シーズンごとの企画仕様にこうした商品の基本条件をつけて、素材メーカーや提供工場すべてに指示し、さらに出来上がってくる商品の一つひとつを細かくチェック管理することで、その商品力の高さを世界に示しているのである。
ユニクロは、10数年前までは商品の返品を受け付けるキャンペーンも実施していたが、今日の商品力はこうした顧客起点の商品づくりと生産体制のレベルアップ、平準化の飽くなき追求で培われたといっても過言ではない。
ベーシックとトレンドの絶妙なバランス
ユニクロの商品が売れている理由に「ベーシックなアイテムだから」がある。例えば、ポロシャツやクルーネックセーター、ダウンジャケットなどがそうだ。

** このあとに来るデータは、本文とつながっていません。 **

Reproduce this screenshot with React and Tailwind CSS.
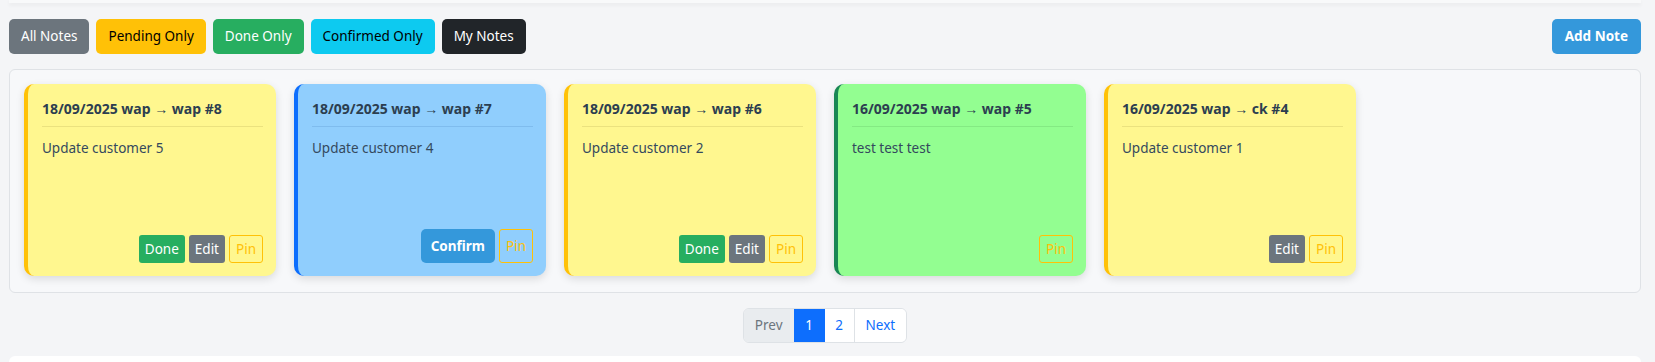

消費者の嗜好や着る人間を選ぶトレンドは、当たりはずれがあって必然的に売上げのリスクを伴う。言い換えれば、ベーシックなアイテムだからこそ、老若男女に売れるのである。ただ、それだけなら他社もやっているし、単なるトラッドショップになってしまう。
ユニクロらしさは、ベーシック路線を主眼としながら、常にホットなファッション要素を盛り込もうとしていることだ。企画部門はコレクションの新作発表から基礎的な情報を蓄積し、トレンド先行店の調査やグローバルチェーンの商品情報を収集して仮説を立てる。
それらに基づいて試作品を作り、さまざまな社員の意見を聞いて仕様を変更するなどの試行錯誤を繰り返して、ようやく生産態勢に入るのである。
こうした考えのもとに生まれたのが「スリムボトムス」や「ブラトップ」であり、昨年ぐらいから顕著になっているホットカラーを加えた色のバリエーションである。 ベーシックアイテムにも必ず毎年、ホットなファッションの要素を加える。ベーシックなアイテムだからこそ、素材や色で楽しんでもらう。これがベーシックとトレンドを絶妙なバランスで盛り込んだユニクロの商品力なのである。